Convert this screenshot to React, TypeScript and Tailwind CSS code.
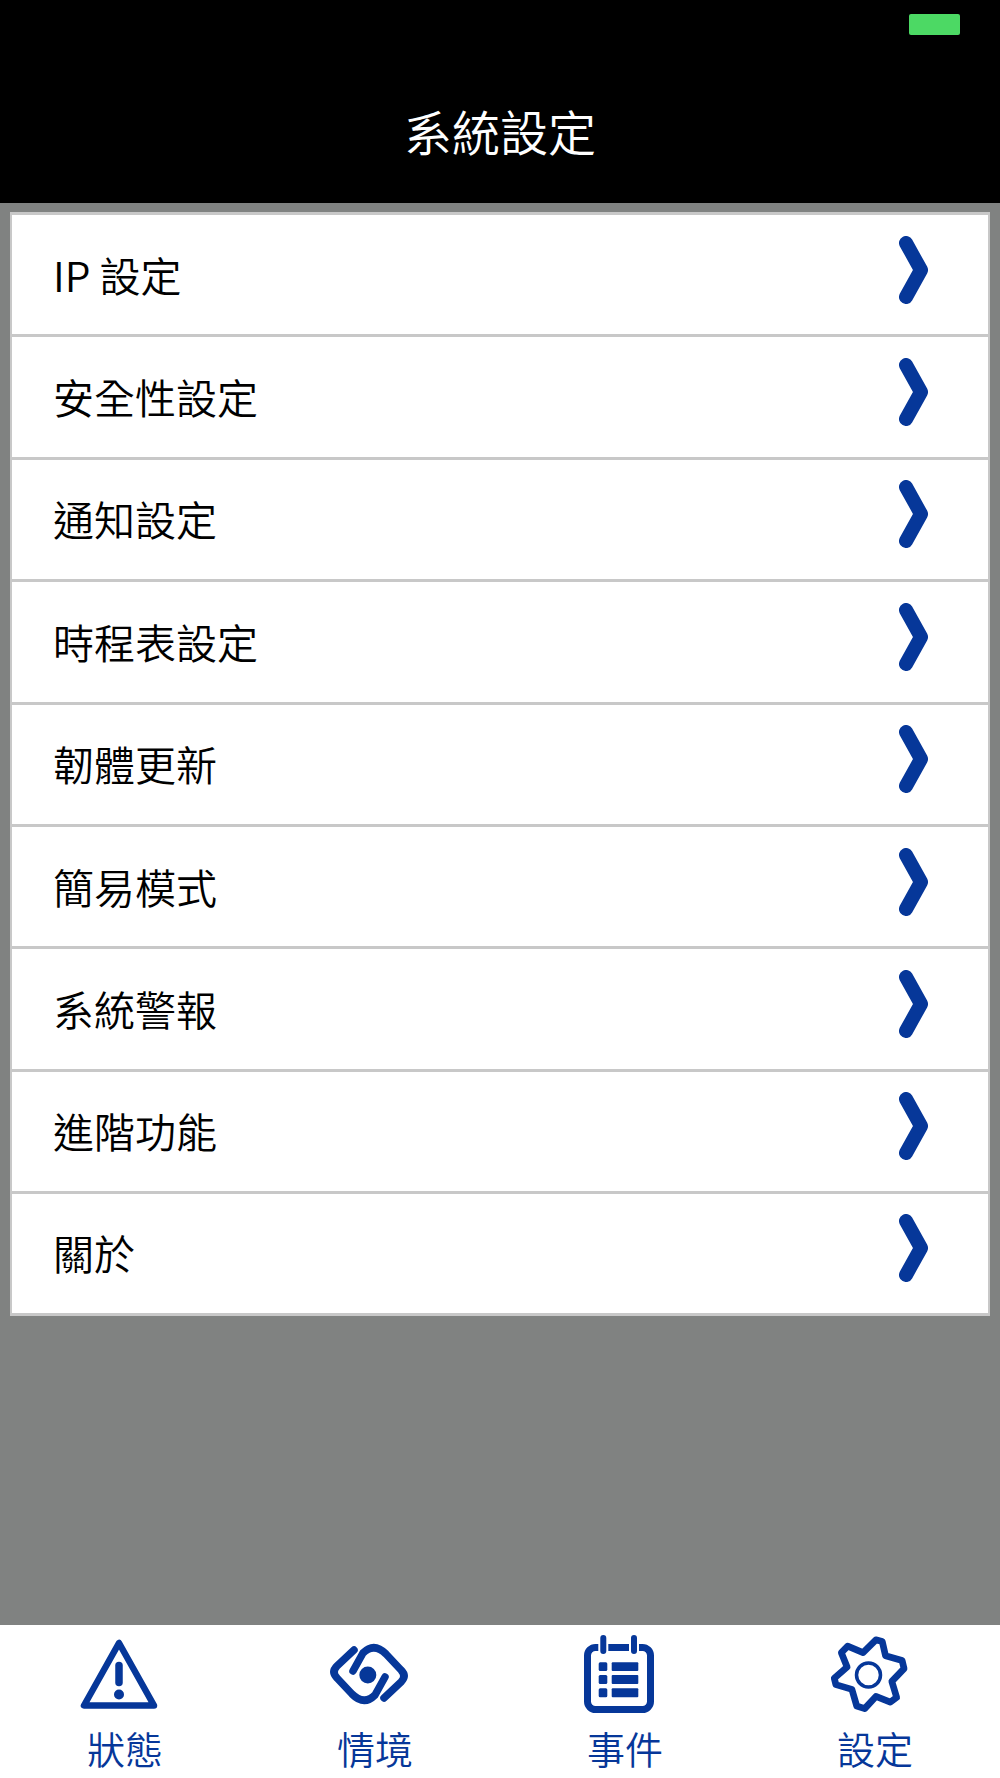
const font = { fontFamily: '"Noto Sans CJK TC", "Noto Sans CJK SC", sans-serif' };

const rows = ["IP 設定", "安全性設定", "通知設定", "時程表設定", "韌體更新", "簡易模式", "系統警報", "進階功能", "關於"];

function Chevron() {
  return (
    <svg viewBox="0 0 30 68" className="w-[30px] h-[68px] mb-[10px] shrink-0" fill="none">
      <path d="M7 7 L22 34 L7 61" stroke="#063799" strokeWidth="14" strokeLinecap="round" strokeLinejoin="round" />
    </svg>
  );
}

function Warning() {
  return (
    <svg viewBox="0 0 90 90" className="w-[90px] h-[90px] mr-3" fill="none">
      <path d="M45 13 L10 75.5 L80 75.5 Z" stroke="#063799" strokeWidth="6.5" strokeLinejoin="round" />
      <path d="M45 35.5 L45 52.5" stroke="#063799" strokeWidth="7.5" strokeLinecap="round" />
      <circle cx="45" cy="64.5" r="5" fill="#063799" />
    </svg>
  );
}

function Scene() {
  return (
    <svg viewBox="0 0 90 90" className="w-[90px] h-[90px] mr-3" fill="none" stroke="#063799" strokeWidth="7.5" strokeLinecap="round">
      <path d="M30 20 L13 36 Q7 42 13 48 L28 64 Q40 76 51 65 L61 47" />
      <path d="M60 68 L77 52 Q83 46 77 40 L62 24 Q50 12 39 23 L29 41" />
      <circle cx="43.8" cy="45" r="8.5" fill="#063799" stroke="none" />
    </svg>
  );
}

function Calendar() {
  return (
    <svg viewBox="0 0 90 90" className="w-[90px] h-[90px] mr-3" fill="none">
      <rect x="13.5" y="17.5" width="63" height="62" rx="8" stroke="#063799" strokeWidth="7" />
      <path d="M29.3 8 L29.3 21 M60 8 L60 21" stroke="#ffffff" strokeWidth="10" />
      <path d="M29.3 8 L29.3 21 M60 8 L60 21" stroke="#063799" strokeWidth="6" strokeLinecap="round" />
      <g fill="#063799">
        <rect x="24.7" y="32.3" width="8.6" height="8.7" rx="1.5" />
        <rect x="37.7" y="32.3" width="26.6" height="8.7" rx="1" />
        <rect x="24.7" y="45" width="8.6" height="9" rx="1.5" />
        <rect x="37.7" y="45" width="26.6" height="9" rx="1" />
        <rect x="24.7" y="58.3" width="8.6" height="9" rx="1.5" />
        <rect x="37.7" y="58.3" width="26.6" height="9" rx="1" />
      </g>
    </svg>
  );
}

function Gear() {
  return (
    <svg viewBox="0 0 90 90" className="w-[90px] h-[90px] mr-3" fill="none" stroke="#063799">
      <path
        transform="translate(1.8 1.8) scale(0.96)"
        d="M52.2 8.3 L58.8 10 L62.2 25 L79.5 30 L81.5 38.3 L68.8 51.7 L73.8 68.3 L67.2 73.3 L52.2 67.3 L40.5 80 L32.2 77.3 L27.2 60 L10.5 55 L8.8 48.3 L22.2 36.7 L16.2 21.7 L22.8 15 L38.8 21.7 Z"
        strokeWidth="7"
        strokeLinejoin="round"
      />
      <circle cx="44.5" cy="45" r="12" strokeWidth="3.5" />
    </svg>
  );
}

const tabs = [
  { label: "狀態", icon: <Warning /> },
  { label: "情境", icon: <Scene /> },
  { label: "事件", icon: <Calendar /> },
  { label: "設定", icon: <Gear /> },
];

export default function App() {
  return (
    <div className="w-[1000px] h-[1778px] flex flex-col bg-[#808281] overflow-hidden" style={font}>
      <header className="h-[203px] bg-black shrink-0 relative flex items-center justify-center">
        <div className="absolute top-[14px] left-[909px] w-[51px] h-[21px] rounded-[2px] bg-[#4cd964]" />
        <h1 className="text-[48px] leading-[60px] font-[350] text-white mt-[56px]">系統設定</h1>
      </header>
      <main className="flex-1 pt-[9px] px-[10px]">
        <ul className="bg-white border-x-2 border-y-[3px] border-[#c8c8c8]">
          {rows.map((r, i) => (
            <li
              key={r}
              className={
                i < rows.length - 1
                  ? "h-[122.4px] border-b-[3px] border-[#c8c8c8] flex items-center justify-between pl-[41px] pr-[59px]"
                  : "h-[118.4px] flex items-center justify-between pl-[41px] pr-[59px]"
              }
            >
              <span className="text-[41px] leading-[50px] font-[350] text-black mb-[2px]">{r}</span>
              <Chevron />
            </li>
          ))}
        </ul>
      </main>
      <nav className="h-[153px] bg-white shrink-0 grid grid-cols-4">
        {tabs.map((t) => (
          <div key={t.label} className="flex flex-col items-center pt-[5px]">
            {t.icon}
            <span className="text-[38px] leading-[46px] font-[350] text-[#063799] mt-[5px]">{t.label}</span>
          </div>
        ))}
      </nav>
    </div>
  );
}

-=-=-

Quote the preceding listing precisely and completely, omitting its images.

■ Output below
Convert this screenshot to React, TypeScript and Tailwind CSS code.
const font = { fontFamily: '"Noto Sans CJK TC", "Noto Sans CJK SC", sans-serif' };

const rows = ["IP 設定", "安全性設定", "通知設定", "時程表設定", "韌體更新", "簡易模式", "系統警報", "進階功能", "關於"];

function Chevron() {
  return (
    <svg viewBox="0 0 30 68" className="w-[30px] h-[68px] mb-[10px] shrink-0" fill="none">
      <path d="M7 7 L22 34 L7 61" stroke="#063799" strokeWidth="14" strokeLinecap="round" strokeLinejoin="round" />
    </svg>
  );
}

function Warning() {
  return (
    <svg viewBox="0 0 90 90" className="w-[90px] h-[90px] mr-3" fill="none">
      <path d="M45 13 L10 75.5 L80 75.5 Z" stroke="#063799" strokeWidth="6.5" strokeLinejoin="round" />
      <path d="M45 35.5 L45 52.5" stroke="#063799" strokeWidth="7.5" strokeLinecap="round" />
      <circle cx="45" cy="64.5" r="5" fill="#063799" />
    </svg>
  );
}

function Scene() {
  return (
    <svg viewBox="0 0 90 90" className="w-[90px] h-[90px] mr-3" fill="none" stroke="#063799" strokeWidth="7.5" strokeLinecap="round">
      <path d="M30 20 L13 36 Q7 42 13 48 L28 64 Q40 76 51 65 L61 47" />
      <path d="M60 68 L77 52 Q83 46 77 40 L62 24 Q50 12 39 23 L29 41" />
      <circle cx="43.8" cy="45" r="8.5" fill="#063799" stroke="none" />
    </svg>
  );
}

function Calendar() {
  return (
    <svg viewBox="0 0 90 90" className="w-[90px] h-[90px] mr-3" fill="none">
      <rect x="13.5" y="17.5" width="63" height="62" rx="8" stroke="#063799" strokeWidth="7" />
      <path d="M29.3 8 L29.3 21 M60 8 L60 21" stroke="#ffffff" strokeWidth="10" />
      <path d="M29.3 8 L29.3 21 M60 8 L60 21" stroke="#063799" strokeWidth="6" strokeLinecap="round" />
      <g fill="#063799">
        <rect x="24.7" y="32.3" width="8.6" height="8.7" rx="1.5" />
        <rect x="37.7" y="32.3" width="26.6" height="8.7" rx="1" />
        <rect x="24.7" y="45" width="8.6" height="9" rx="1.5" />
        <rect x="37.7" y="45" width="26.6" height="9" rx="1" />
        <rect x="24.7" y="58.3" width="8.6" height="9" rx="1.5" />
        <rect x="37.7" y="58.3" width="26.6" height="9" rx="1" />
      </g>
    </svg>
  );
}

function Gear() {
  return (
    <svg viewBox="0 0 90 90" className="w-[90px] h-[90px] mr-3" fill="none" stroke="#063799">
      <path
        transform="translate(1.8 1.8) scale(0.96)"
        d="M52.2 8.3 L58.8 10 L62.2 25 L79.5 30 L81.5 38.3 L68.8 51.7 L73.8 68.3 L67.2 73.3 L52.2 67.3 L40.5 80 L32.2 77.3 L27.2 60 L10.5 55 L8.8 48.3 L22.2 36.7 L16.2 21.7 L22.8 15 L38.8 21.7 Z"
        strokeWidth="7"
        strokeLinejoin="round"
      />
      <circle cx="44.5" cy="45" r="12" strokeWidth="3.5" />
    </svg>
  );
}

const tabs = [
  { label: "狀態", icon: <Warning /> },
  { label: "情境", icon: <Scene /> },
  { label: "事件", icon: <Calendar /> },
  { label: "設定", icon: <Gear /> },
];

export default function App() {
  return (
    <div className="w-[1000px] h-[1778px] flex flex-col bg-[#808281] overflow-hidden" style={font}>
      <header className="h-[203px] bg-black shrink-0 relative flex items-center justify-center">
        <div className="absolute top-[14px] left-[909px] w-[51px] h-[21px] rounded-[2px] bg-[#4cd964]" />
        <h1 className="text-[48px] leading-[60px] font-[350] text-white mt-[56px]">系統設定</h1>
      </header>
      <main className="flex-1 pt-[9px] px-[10px]">
        <ul className="bg-white border-x-2 border-y-[3px] border-[#c8c8c8]">
          {rows.map((r, i) => (
            <li
              key={r}
              className={
                i < rows.length - 1
                  ? "h-[122.4px] border-b-[3px] border-[#c8c8c8] flex items-center justify-between pl-[41px] pr-[59px]"
                  : "h-[118.4px] flex items-center justify-between pl-[41px] pr-[59px]"
              }
            >
              <span className="text-[41px] leading-[50px] font-[350] text-black mb-[2px]">{r}</span>
              <Chevron />
            </li>
          ))}
        </ul>
      </main>
      <nav className="h-[153px] bg-white shrink-0 grid grid-cols-4">
        {tabs.map((t) => (
          <div key={t.label} className="flex flex-col items-center pt-[5px]">
            {t.icon}
            <span className="text-[38px] leading-[46px] font-[350] text-[#063799] mt-[5px]">{t.label}</span>
          </div>
        ))}
      </nav>
    </div>
  );
}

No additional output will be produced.